Supplied data:
===============

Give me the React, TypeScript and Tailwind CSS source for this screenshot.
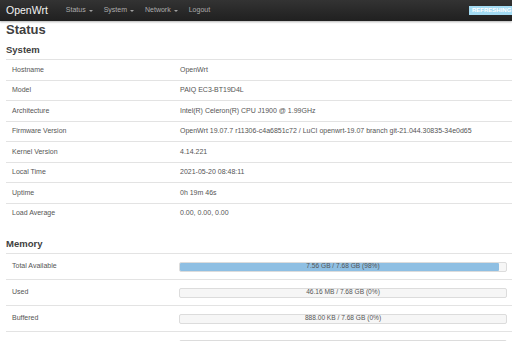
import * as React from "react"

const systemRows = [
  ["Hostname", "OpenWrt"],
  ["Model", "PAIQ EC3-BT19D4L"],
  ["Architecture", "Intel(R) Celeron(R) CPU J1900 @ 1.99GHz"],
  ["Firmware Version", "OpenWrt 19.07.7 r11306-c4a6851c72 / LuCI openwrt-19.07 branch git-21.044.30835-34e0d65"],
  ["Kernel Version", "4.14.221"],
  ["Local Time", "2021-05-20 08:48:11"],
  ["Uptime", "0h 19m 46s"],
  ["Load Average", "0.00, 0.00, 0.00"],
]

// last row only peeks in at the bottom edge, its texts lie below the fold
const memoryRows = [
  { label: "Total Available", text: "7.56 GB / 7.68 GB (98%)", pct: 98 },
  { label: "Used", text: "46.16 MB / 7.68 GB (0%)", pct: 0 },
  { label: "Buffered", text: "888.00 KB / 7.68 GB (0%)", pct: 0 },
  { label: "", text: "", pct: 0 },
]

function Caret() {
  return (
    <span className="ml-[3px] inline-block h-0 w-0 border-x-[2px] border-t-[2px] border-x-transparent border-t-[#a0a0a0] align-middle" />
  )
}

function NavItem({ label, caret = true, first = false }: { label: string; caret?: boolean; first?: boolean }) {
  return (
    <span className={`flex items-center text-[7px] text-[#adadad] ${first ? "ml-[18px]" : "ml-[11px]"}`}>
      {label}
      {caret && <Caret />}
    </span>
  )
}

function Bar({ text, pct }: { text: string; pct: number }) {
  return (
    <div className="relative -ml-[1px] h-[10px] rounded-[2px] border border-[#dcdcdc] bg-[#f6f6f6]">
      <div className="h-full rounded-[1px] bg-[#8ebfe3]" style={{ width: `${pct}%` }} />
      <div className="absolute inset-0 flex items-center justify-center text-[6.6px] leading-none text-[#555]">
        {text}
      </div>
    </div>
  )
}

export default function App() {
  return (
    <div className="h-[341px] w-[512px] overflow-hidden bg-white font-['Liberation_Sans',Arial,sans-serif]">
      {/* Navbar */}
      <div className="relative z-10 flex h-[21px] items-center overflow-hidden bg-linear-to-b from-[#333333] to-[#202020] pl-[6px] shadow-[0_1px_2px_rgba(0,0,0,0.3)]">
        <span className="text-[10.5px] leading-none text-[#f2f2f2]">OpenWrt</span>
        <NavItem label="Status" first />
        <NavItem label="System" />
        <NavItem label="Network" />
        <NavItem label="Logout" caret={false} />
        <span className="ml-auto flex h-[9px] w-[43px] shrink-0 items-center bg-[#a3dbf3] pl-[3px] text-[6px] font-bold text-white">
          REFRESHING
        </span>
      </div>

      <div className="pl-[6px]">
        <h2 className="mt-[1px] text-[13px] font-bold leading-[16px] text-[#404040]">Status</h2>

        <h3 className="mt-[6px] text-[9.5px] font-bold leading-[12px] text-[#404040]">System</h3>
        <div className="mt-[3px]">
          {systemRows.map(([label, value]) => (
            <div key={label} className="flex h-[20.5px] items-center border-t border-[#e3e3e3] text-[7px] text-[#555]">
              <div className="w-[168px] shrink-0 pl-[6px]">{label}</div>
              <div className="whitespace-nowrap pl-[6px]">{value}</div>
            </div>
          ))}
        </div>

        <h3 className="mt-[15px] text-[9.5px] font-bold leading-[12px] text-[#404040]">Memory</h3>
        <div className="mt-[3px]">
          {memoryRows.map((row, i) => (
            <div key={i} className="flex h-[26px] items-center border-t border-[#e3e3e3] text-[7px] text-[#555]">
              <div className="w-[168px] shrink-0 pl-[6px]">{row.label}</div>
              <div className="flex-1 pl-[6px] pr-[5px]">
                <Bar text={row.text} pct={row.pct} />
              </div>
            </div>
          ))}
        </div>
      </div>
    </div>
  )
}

===============

Goal: Omitting all pictures, restate exactly the lines of the material from its start through the line that contains "import * as".

Exercise solution:
Give me the React, TypeScript and Tailwind CSS source for this screenshot.
import * as React from "react"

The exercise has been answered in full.